The teachers union used Colorado's Blaine Amendments to obstruct the Douglas County School District's Choice Scholarship Program, which included accredited religious schools. Opponents of the scholarships prevailed at the Colorado Supreme Court.

The school district appealed to the federal Supreme Court in 2015. The court sat on the case, making no decision to hear or decline it, pending Monday's decision in the Trinity Lutheran case.

"Given today's ruling, we will prevail," said attorney Michael Bindas, of the Virginia-based Institute for Justice, who appealed the Douglas County case to the U.S. Supreme Court.

Missouri state authorities said Trinity Lutheran School, of Columbia, could not participate in a state program that recycled used tires into soft playground surfaces. Children were deprived equal access to a state safety program expressly because their parents enrolled them in a religious school. Yes, Blaine laws are mean.

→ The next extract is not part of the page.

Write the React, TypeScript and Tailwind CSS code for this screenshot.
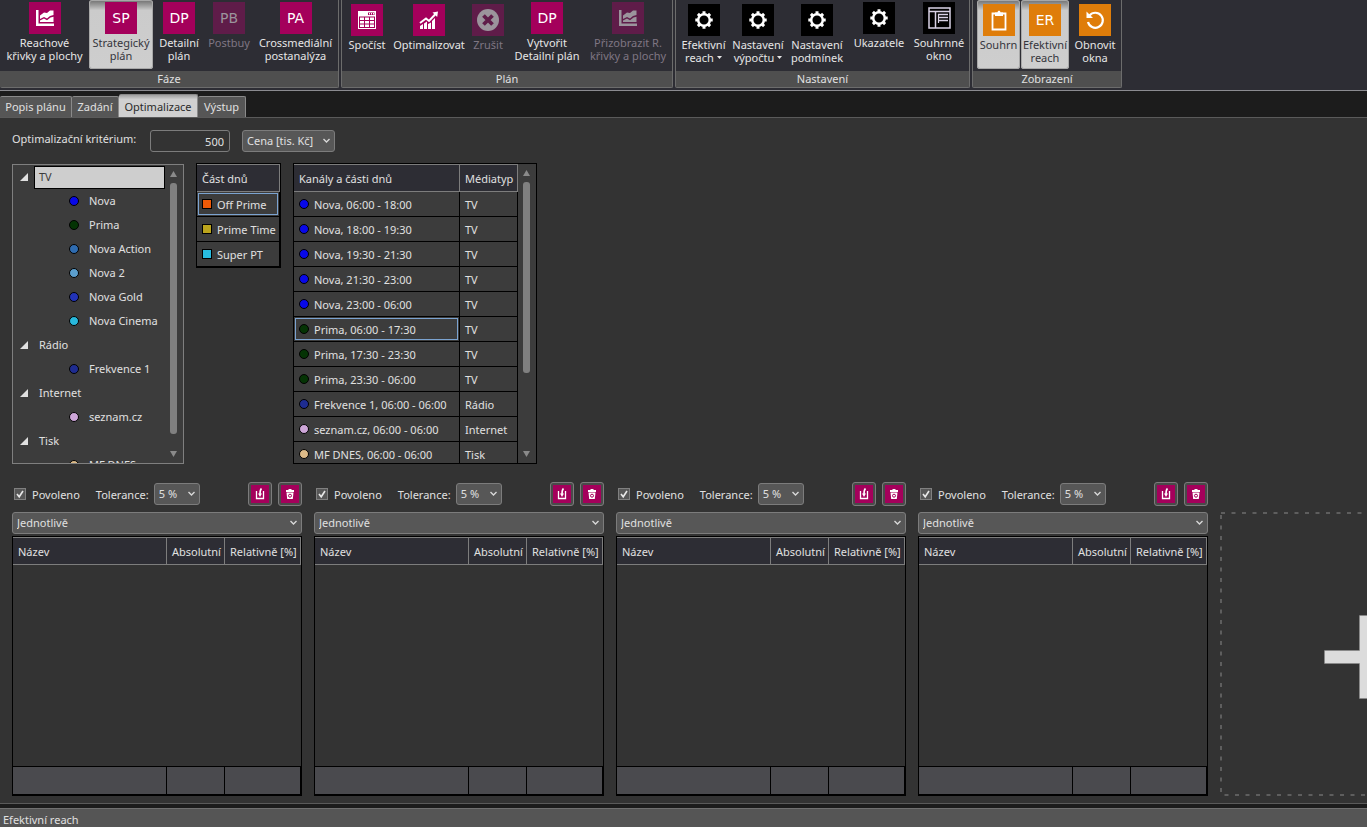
import type { ReactNode } from "react";

/* ---------- icons ---------- */

const svgProps = { viewBox: "0 0 32 32", className: "size-8", "aria-hidden": true } as const;

function ChartIcon() {
  return (
    <svg {...svgProps} fill="currentColor">
      <path d="M7 8h2.500v13.500H25V24H7z" />
      <path d="M11 17v-3.500l4-3 3 .5 3-2.500h3.500v4.500l-3.500 1-3 2.500-3-1.500z" />
      <path d="M11 20v-1.500l4-2 3 1.700 3.500-2.700 3-.8V20z" />
    </svg>
  );
}

function CalculatorIcon() {
  return (
    <svg {...svgProps} fill="currentColor">
      <path fillRule="evenodd" d="M7 7h18v18H7zM8 12.500v11.500h16v-11.500zM17 8.500v2.500h6.500v-2.500z" />
      <path d="M18 9h1v1.500h-1zM20 9h1v1.500h-1zM22 9h1v1.500h-1z" />
      <path d="M9 13.500h4v2.500H9zM14 13.500h4v2.500h-4zM19 13.500h4v2.500h-4zM9 17h4v2.500H9zM14 17h4v2.500h-4zM19 17h4v2.500h-4zM9 20.500h4V23H9zM14 20.500h4V23h-4zM19 20.500h4V23h-4z" />
    </svg>
  );
}

function GrowthIcon() {
  return (
    <svg {...svgProps} fill="currentColor">
      <path d="M7 22l3-2v5H7zM11 19.500l3-2V25h-3zM15 20l3-1.500V25h-3zM19 17l3-3v11h-3z" />
      <path d="M7 19l6-4.500 3 2.500 7-7.500" fill="none" stroke="currentColor" strokeWidth="2" />
      <path d="M19.500 8.500L25 7.500l-.8 5.500z" />
    </svg>
  );
}

function CancelIcon() {
  return (
    <svg {...svgProps}>
      <circle cx="16" cy="16" r="11" fill="#9b949c" />
      <path d="M11.500 11.500l9 9M20.500 11.500l-9 9" stroke="#5f1c49" strokeWidth="3.800" />
    </svg>
  );
}

function GearIcon() {
  return (
    <svg {...svgProps} fill="none" stroke="currentColor">
      <circle cx="16" cy="16" r="5.800" strokeWidth="2.500" />
      <g strokeWidth="3">
        <path d="M16 10V7.300M16 22v2.700M10 16H7.300M22 16h2.700" />
        <path d="M11.800 11.800L9.900 9.900M20.200 20.200l1.900 1.900M11.800 20.200l-1.900 1.900M20.200 11.800l1.900-1.900" />
      </g>
    </svg>
  );
}

function WindowIcon() {
  return (
    <svg {...svgProps} fill="none" stroke="#d9d2e6">
      <path d="M6 6h21v20H6zM6 9.500h21" strokeWidth="1.500" />
      <path d="M12.500 10v16" strokeWidth="1.500" />
      <path d="M15 12.500h10M15 15.500h10M15 18.500h10" strokeWidth="1.300" />
      <path d="M15.500 12v9" strokeWidth="1.200" />
    </svg>
  );
}

function ClipboardIcon() {
  return (
    <svg {...svgProps} fill="none" stroke="currentColor">
      <path d="M9.500 9.500h13v16h-13z" strokeWidth="1.800" />
      <path d="M12 8.500h2.500C14.500 6 17.500 6 17.500 8.500H20V12h-8z" fill="currentColor" stroke="none" />
    </svg>
  );
}

function ResetIcon() {
  return (
    <svg {...svgProps} fill="none" stroke="currentColor" strokeWidth="2.200">
      <path d="M10.500 11.500a7.500 7.500 0 1 1-1.500 6.500" />
      <path d="M7.500 7.500v6.500h6.500z" fill="currentColor" stroke="none" />
    </svg>
  );
}

function ImportIcon() {
  return (
    <svg viewBox="0 0 18 18" className="size-[18px]" aria-hidden fill="none" stroke="#fff">
      <path d="M5.500 6v7.500h7V6" strokeWidth="1.300" />
      <path d="M10.500 3.500C9.200 4.500 9 6 9 9" strokeWidth="1.600" />
      <path d="M7 8.500h4L9 12z" fill="#fff" stroke="none" />
    </svg>
  );
}

function TrashIcon() {
  return (
    <svg viewBox="0 0 18 18" className="size-[18px]" aria-hidden>
      <path d="M7.500 4h3v1H13v2H5V5h2.500z" fill="#fff" />
      <path d="M5.500 7.500h7l-.7 6.500H6.200z" fill="#fff" />
      <circle cx="9" cy="10.700" r="1.500" fill="none" stroke="#a8005c" />
    </svg>
  );
}

function Chevron() {
  return (
    <svg viewBox="0 0 9 6" className="pointer-events-none absolute right-1 top-1/2 h-[6px] w-[9px] -translate-y-1/2" aria-hidden>
      <path d="M1.500 1l3 3 3-3" fill="none" stroke="#d8d8d8" strokeWidth="1.400" />
    </svg>
  );
}

/* ---------- ribbon ---------- */

const tileTone = {
  pink: "bg-[#a4005b] text-white",
  dim: "bg-[#5f1c49] text-[#9b949c]",
  black: "bg-black text-white",
  orange: "bg-[#df7d0a] text-white",
};

type RibbonItem = {
  icon: ReactNode;
  tone: keyof typeof tileTone;
  lines: string[];
  width: string;
  low?: boolean;
  active?: boolean;
  menu?: boolean;
};

function RibbonButton({ icon, tone, lines, width, low, active, menu }: RibbonItem) {
  return (
    <button
      type="button"
      disabled={tone === "dim"}
      className={`flex h-[69px] shrink-0 flex-col items-center rounded-[3px] ${width} ${low ? "pt-1" : "pt-[2px]"} ${
        active
          ? "bg-linear-to-b from-[#707070] via-[#cbcbcb] via-15% to-[#cecece] text-[#35353c] shadow-[inset_0_0_0_1px_#a8a8a8]"
          : tone === "dim"
            ? "text-[#7f7683]"
            : "text-[#e6e6e6]"
      }`}
    >
      <span className={`flex size-8 shrink-0 items-center justify-center font-['DejaVu_Sans',sans-serif] text-[14px] ${tileTone[tone]}`}>
        {icon}
      </span>
      <span className="mt-[2px] whitespace-nowrap leading-[13px]">
        {lines.map((line, i) => (
          <span key={line} className="block">
            {line}
            {menu && i === lines.length - 1 && (
              <svg viewBox="0 0 5 3" className="mb-[4px] ml-[3px] inline h-[3px] w-[5px]" aria-hidden>
                <path d="M0 0h5L2.500 3z" fill="#e6e6e6" />
              </svg>
            )}
          </span>
        ))}
      </span>
    </button>
  );
}

const ribbon: { title: string; pad: string; items: RibbonItem[] }[] = [
  {
    title: "Fáze",
    pad: "gap-0",
    items: [
      { icon: <ChartIcon />, tone: "pink", lines: ["Reachové", "křivky a plochy"], width: "w-[89px]" },
      { icon: "SP", tone: "pink", lines: ["Strategický", "plán"], width: "w-[64px]", active: true },
      { icon: "DP", tone: "pink", lines: ["Detailní", "plán"], width: "w-[52px]" },
      { icon: "PB", tone: "dim", lines: ["Postbuy"], width: "w-[48px]" },
      { icon: "PA", tone: "pink", lines: ["Crossmediální", "postanalýza"], width: "w-[85px]" },
    ],
  },
  {
    title: "Plán",
    pad: "gap-0",
    items: [
      { icon: <CalculatorIcon />, tone: "pink", lines: ["Spočíst"], width: "w-[50px]", low: true },
      { icon: <GrowthIcon />, tone: "pink", lines: ["Optimalizovat"], width: "w-[74px]", low: true },
      { icon: <CancelIcon />, tone: "dim", lines: ["Zrušit"], width: "w-[44px]", low: true },
      { icon: "DP", tone: "pink", lines: ["Vytvořit", "Detailní plán"], width: "w-[74px]" },
      { icon: <ChartIcon />, tone: "dim", lines: ["Přizobrazit R.", "křivky a plochy"], width: "w-[88px]" },
    ],
  },
  {
    title: "Nastavení",
    pad: "gap-0",
    items: [
      { icon: <GearIcon />, tone: "black", lines: ["Efektivní", "reach"], width: "w-[55px]", low: true, menu: true },
      { icon: <GearIcon />, tone: "black", lines: ["Nastavení", "výpočtu"], width: "w-[54px]", low: true, menu: true },
      { icon: <GearIcon />, tone: "black", lines: ["Nastavení", "podmínek"], width: "w-[64px]", low: true },
      { icon: <GearIcon />, tone: "black", lines: ["Ukazatele"], width: "w-[60px]" },
      { icon: <WindowIcon />, tone: "black", lines: ["Souhrnné", "okno"], width: "w-[60px]" },
    ],
  },
  {
    title: "Zobrazení",
    pad: "gap-px pl-1 pr-px",
    items: [
      { icon: <ClipboardIcon />, tone: "orange", lines: ["Souhrn"], width: "w-[43px]", low: true, active: true },
      { icon: "ER", tone: "orange", lines: ["Efektivní", "reach"], width: "w-[48px]", low: true, active: true },
      { icon: <ResetIcon />, tone: "orange", lines: ["Obnovit", "okna"], width: "w-[50px]", low: true },
    ],
  },
];

function Ribbon() {
  return (
    <header className="flex shrink-0 gap-[2px] border-b border-[#8b8b90] bg-[#2d2d34] pb-[2px]">
      {ribbon.map((group, g) => (
        <section
          key={group.title}
          aria-label={group.title}
          className={`rounded-b-[2px] border-r border-b border-[#6c6c6c] ${g === 0 ? "" : "border-l"}`}
        >
          <div className={`flex h-[71px] ${group.pad}`}>
            {group.items.map((item, i) => (
              <RibbonButton key={i} {...item} />
            ))}
          </div>
          <h2 className="bg-[#4f4f4f] text-center leading-[16px]">{group.title}</h2>
        </section>
      ))}
    </header>
  );
}

/* ---------- tabs ---------- */

const tabs = [
  { label: "Popis plánu", width: "w-[72px]" },
  { label: "Zadání", width: "w-[47px]" },
  { label: "Optimalizace", width: "w-[79px]" },
  { label: "Výstup", width: "w-[48px]" },
];

function Tabs() {
  return (
    <div role="tablist" className="flex h-[27px] shrink-0 items-end border-b border-[#5a5a5a] bg-[#1c1c1c]">
      {tabs.map(({ label, width }) => {
        const active = label === "Optimalizace";
        return (
          <button
            key={label}
            type="button"
            role="tab"
            aria-selected={active}
            className={`shrink-0 whitespace-nowrap rounded-t-[2px] border-t border-r border-[#8a8a8a] ${width} ${
              active
                ? "h-[23px] bg-linear-to-b from-[#a0a0a0] via-[#d0d0d0] via-20% to-[#d0d0d0] pt-[2px] text-[#2a2a2a]"
                : "h-[21px] bg-[#565656]"
            }`}
          >
            {label}
          </button>
        );
      })}
    </div>
  );
}

/* ---------- shared controls ---------- */

function Select({ label, value, className }: { label: string; value: string; className: string }) {
  return (
    <span className={`relative ${className}`}>
      <select
        aria-label={label}
        defaultValue={value}
        className="size-full appearance-none rounded-[3px] border border-[#7c7c7c] bg-[#575757] pl-1 outline-none"
      >
        <option>{value}</option>
      </select>
      <Chevron />
    </span>
  );
}

function Scrollbar({ thumb }: { thumb: string }) {
  return (
    <div className="flex w-[18px] shrink-0 flex-col items-center py-[6px] pr-[2px]" aria-hidden>
      <svg viewBox="0 0 7 6" className="h-[6px] w-[7px]">
        <path d="M0 6h7L3.500 0z" fill="#8a8a8a" />
      </svg>
      <div className={`mt-[6px] w-[7px] rounded-[3px] bg-[#808080] ${thumb}`} />
      <svg viewBox="0 0 7 6" className="mt-auto h-[6px] w-[7px]">
        <path d="M0 0h7L3.500 6z" fill="#8a8a8a" />
      </svg>
    </div>
  );
}

const dotColor = {
  nova: "bg-[#0808e8]",
  prima: "bg-[#043304]",
  action: "bg-[#2f6cb0]",
  nova2: "bg-[#5c9fce]",
  gold: "bg-[#2233b8]",
  cinema: "bg-[#28b8dc]",
  radio: "bg-[#1e2c90]",
  seznam: "bg-[#cda6d8]",
  dnes: "bg-[#debb88]",
};
type DotName = keyof typeof dotColor;

function Dot({ name }: { name: DotName }) {
  return <span className={`inline-block size-[10px] shrink-0 rounded-full border border-black ${dotColor[name]}`} />;
}

/* ---------- top panels ---------- */

const tree: { name: string; children: [DotName, string][] }[] = [
  {
    name: "TV",
    children: [
      ["nova", "Nova"],
      ["prima", "Prima"],
      ["action", "Nova Action"],
      ["nova2", "Nova 2"],
      ["gold", "Nova Gold"],
      ["cinema", "Nova Cinema"],
    ],
  },
  { name: "Rádio", children: [["radio", "Frekvence 1"]] },
  { name: "Internet", children: [["seznam", "seznam.cz"]] },
  { name: "Tisk", children: [["dnes", "MF DNES"]] },
];

function MediaTree() {
  return (
    <div className="mt-px flex h-[300px] w-[172px] shrink-0 border border-[#7f7f7f] bg-[#3c3c3c]">
      <ul role="tree" className="flex-1 overflow-hidden">
        {tree.map((node, n) => (
          <li key={node.name} role="treeitem" aria-expanded="true" aria-selected={n === 0}>
            <div className="flex h-6 items-center">
              <svg viewBox="0 0 8 8" className="ml-[7px] mr-[6px] size-[8px] shrink-0" aria-hidden>
                <path d="M8 0v8H0z" fill="#e0e0e0" />
              </svg>
              <span
                className={`flex h-[23px] flex-1 items-center border pl-1 ${
                  n === 0 ? "border-black bg-[#cecece] text-[#3a3a3a]" : "border-transparent"
                }`}
              >
                {node.name}
              </span>
            </div>
            <ul role="group">
              {node.children.map(([dot, label]) => (
                <li key={label} role="treeitem" className="flex h-6 items-center gap-[10px] pl-[56px]">
                  <Dot name={dot} />
                  {label}
                </li>
              ))}
            </ul>
          </li>
        ))}
      </ul>
      <Scrollbar thumb="h-[251px]" />
    </div>
  );
}

const th =
  "h-[28px] whitespace-nowrap border-t border-b border-r border-[#7d7d7d] bg-[#2d2d34] px-[5px] pt-px text-left font-normal";
const focusRing = "shadow-[inset_0_0_0_1px_#3c3c3c,inset_0_0_0_2px_#7ba3d0]";

const dayParts = [
  { label: "Off Prime", color: "bg-[#ee5a08]" },
  { label: "Prime Time", color: "bg-[#bba41c]" },
  { label: "Super PT", color: "bg-[#28bce0]" },
];

function DayParts() {
  return (
    <div className="w-[85px] shrink-0 self-start border border-black">
      <table className="w-full border-separate border-spacing-0 bg-[#3c3c3c]">
        <thead>
          <tr>
            <th className={th}>Část dnů</th>
          </tr>
        </thead>
        <tbody>
          {dayParts.map(({ label, color }, i) => (
            <tr key={label}>
              <td
                className={`h-[25px] whitespace-nowrap border-r border-b border-black pl-[5px] ${i === 0 ? focusRing : ""}`}
              >
                <span className="flex items-center gap-[5px]">
                  <span className={`size-[10px] shrink-0 border border-black ${color}`} />
                  <span className="pt-px">{label}</span>
                </span>
              </td>
            </tr>
          ))}
        </tbody>
      </table>
    </div>
  );
}

const channels: [DotName, string, string][] = [
  ["nova", "Nova, 06:00 - 18:00", "TV"],
  ["nova", "Nova, 18:00 - 19:30", "TV"],
  ["nova", "Nova, 19:30 - 21:30", "TV"],
  ["nova", "Nova, 21:30 - 23:00", "TV"],
  ["nova", "Nova, 23:00 - 06:00", "TV"],
  ["prima", "Prima, 06:00 - 17:30", "TV"],
  ["prima", "Prima, 17:30 - 23:30", "TV"],
  ["prima", "Prima, 23:30 - 06:00", "TV"],
  ["radio", "Frekvence 1, 06:00 - 06:00", "Rádio"],
  ["seznam", "seznam.cz, 06:00 - 06:00", "Internet"],
  ["dnes", "MF DNES, 06:00 - 06:00", "Tisk"],
];

function Channels() {
  return (
    <div className="flex h-[301px] w-[244px] shrink-0 border border-black bg-[#3c3c3c]">
      <div className="flex-1 overflow-hidden">
        <table className="w-full table-fixed border-separate border-spacing-0">
          <thead>
            <tr>
              <th className={`${th} w-[166px]`}>Kanály a části dnů</th>
              <th className={th}>Médiatyp</th>
            </tr>
          </thead>
          <tbody>
            {channels.map(([dot, label, type]) => (
              <tr key={label}>
                <td
                  className={`h-[25px] whitespace-nowrap border-r border-b border-black pl-[5px] ${
                    label === "Prima, 06:00 - 17:30" ? focusRing : ""
                  }`}
                >
                  <span className="flex items-center gap-[5px]">
                    <Dot name={dot} />
                    <span className="pt-px">{label}</span>
                  </span>
                </td>
                <td className="border-r border-b border-black pl-[5px] pt-px">{type}</td>
              </tr>
            ))}
          </tbody>
        </table>
      </div>
      <Scrollbar thumb="h-[191px]" />
    </div>
  );
}

/* ---------- criteria panels ---------- */

function IconButton({ label, children }: { label: string; children: ReactNode }) {
  return (
    <button
      type="button"
      aria-label={label}
      className="flex size-6 items-center justify-center rounded-[3px] border border-[#7c7c7c] bg-[#4a4a4a]"
    >
      <span className="bg-[#a4005b]">{children}</span>
    </button>
  );
}

function CriteriaPanel() {
  return (
    <section className="flex w-[290px] shrink-0 flex-col">
      <div className="flex h-6 items-center">
        <label className="flex items-center gap-[6px] pl-[2px]">
          <span className="relative flex size-3">
            <input
              type="checkbox"
              defaultChecked
              className="peer size-3 appearance-none border border-[#808080] bg-[#575757]"
            />
            <svg
              viewBox="0 0 12 12"
              className="pointer-events-none absolute inset-0 hidden size-3 peer-checked:block"
              aria-hidden
            >
              <path d="M3 6l2.200 2.800L9 3" fill="none" stroke="#e8e8e8" strokeWidth="1.600" />
            </svg>
          </span>
          <span className="pt-px">Povoleno</span>
        </label>
        <span className="ml-4 w-[58px] whitespace-nowrap pt-px">Tolerance:</span>
        <Select label="Tolerance" value="5 %" className="h-[22px] w-[46px]" />
        <div className="ml-auto flex gap-[6px]">
          <IconButton label="Načíst">
            <ImportIcon />
          </IconButton>
          <IconButton label="Smazat">
            <TrashIcon />
          </IconButton>
        </div>
      </div>
      <Select label="Režim" value="Jednotlivě" className="mt-[6px] h-[22px] w-full shrink-0" />
      <div className="mt-[2px] flex flex-1 border border-black">
        <table className="w-full table-fixed border-separate border-spacing-0">
          <thead>
            <tr>
              <th className={`${th} w-[154px]`}>Název</th>
              <th className={`${th} w-[58px]`}>Absolutní</th>
              <th className={th}>Relativně [%]</th>
            </tr>
          </thead>
          <tbody>
            <tr>
              <td colSpan={3} />
            </tr>
          </tbody>
          <tfoot>
            <tr>
              <td className="h-[29px] border-t border-r border-b border-black bg-[#4a4a4e]" />
              <td className="border-t border-r border-b border-black bg-[#4a4a4e]" />
              <td className="border-t border-r border-b border-black bg-[#4a4a4e]" />
            </tr>
          </tfoot>
        </table>
      </div>
    </section>
  );
}

function AddPanel() {
  return (
    <button type="button" aria-label="Přidat" className="relative mt-[30px] w-[290px] shrink-0 pt-[6px] pl-[2px]">
      <svg className="absolute inset-0 size-full" aria-hidden>
        <rect
          x="1"
          y="1"
          width="288"
          height="99.300%"
          fill="none"
          stroke="#5e5e5e"
          strokeWidth="2"
          strokeDasharray="4 6.500"
        />
      </svg>
      <svg viewBox="0 0 84 84" className="mx-auto size-[84px]" aria-hidden>
        <path d="M35.500 .5h13v35h35v13h-35v35h-13v-35H.5v-13h35z" fill="#dcdcdc" stroke="#8a8a8a" strokeWidth=".5" />
      </svg>
    </button>
  );
}

export default function App() {
  return (
    <div className="flex h-screen min-h-[700px] flex-col overflow-hidden bg-[#333333] font-['Noto_Sans','Open_Sans',sans-serif] text-[11px] leading-[16px] text-[#e0e0e0]">
      <Ribbon />
      <Tabs />
      <main className="flex flex-1 flex-col overflow-hidden border-b border-[#5a5a5a] pt-3 pb-[7px] pl-3">
        <div className="flex shrink-0 items-center">
          <label htmlFor="criterion" className="w-[138px] whitespace-nowrap pb-1">
            Optimalizační kritérium:
          </label>
          <input
            id="criterion"
            defaultValue="500"
            className="h-[22px] w-[80px] rounded-[3px] border border-[#7c7c7c] bg-[#333333] pr-[5px] text-right outline-none"
          />
          <Select label="Jednotka" value="Cena [tis. Kč]" className="ml-3 h-[22px] w-[93px]" />
        </div>
        <div className="mt-[11px] flex shrink-0 gap-3">
          <MediaTree />
          <DayParts />
          <Channels />
        </div>
        <div className="mt-[18px] flex flex-1 gap-3">
          <CriteriaPanel />
          <CriteriaPanel />
          <CriteriaPanel />
          <CriteriaPanel />
          <AddPanel />
        </div>
      </main>
      <footer className="mt-1 flex h-[19px] shrink-0 items-center border-t border-[#707070] bg-[#555555] pl-[3px] pt-[3px] shadow-[0_-4px_0_#1c1c1c]">
        Efektivní reach
      </footer>
    </div>
  );
}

Monday, the court said no way.

In a 7-2 decision, justices found Missouri's exclusion of the school "violated the rights of Trinity Lutheran under the Free Exercise Clause of the First Amendment by denying the church an otherwise available public benefit on account of its religious status. This court has repeatedly confirmed that denying a generally available benefit solely on account of religious identity imposes a penalty on the free exercise of religion. ..."

It is precisely what Gazette editorials have argued, regarding Trinity Lutheran and Douglas County schools. We have no crystal ball or glitzy legal credentials but can read the First Amendment. It says:

"Congress shall make no law respecting an establishment of religion, or prohibiting the free exercise thereof. ..."

That means government should not use religion to favor or disfavor groups or individuals. In matters of religion, government must remain neutral. If government seeks to improve playground safety, it should have no concern for the religious beliefs of children who might benefit.

Because Blaine Amendments segregate religious institutions from public programs, they violate the First Amendment's guarantee of religious neutrality and the 14th Amendment's equal protection clause.

The Trinity Lutheran ruling bodes well for the future of sectarian vouchers in Colorado.

Justice Neil Gorsuch, known for his circuit court decisions to defend religious liberty, voted with the majority and wrote a concurring opinion that argues for broad application of the ruling.

"The general principles here do not permit discrimination against religious exercise - whether on the playground or anywhere else," wrote Gorsuch, a Colorado native.

Bindas celebrated Monday, anticipating the Supreme Court would announce this week an agreement to hear the Colorado case or remand it to the Colorado Supreme Court for reconsideration. Either way, he believes the state or federal court will liberate the scholarship program in 2018.

"If either court applies the reasoning and principles expressed in Monday's ruling, we believe the arguments advanced by school choice opponents will be ruled unconstitutional," Bindas said. "The principles stated in the Trinity Lutheran case make perfectly clear that government has to remain neutral on religion when administering public benefits programs."

We hope he is right. Blaine laws codify discrimination against kids. They put low-income students at a disadvantage to children whose parents can afford school choice without state-based anti-religion bigotry.

Our country long ago ended Jim Crow laws and race-based school segregation. It is far past time to take down the KKK's Blaine and put an end to state-sanctioned affronts to freedom of religion, school choice and equal protection of the laws.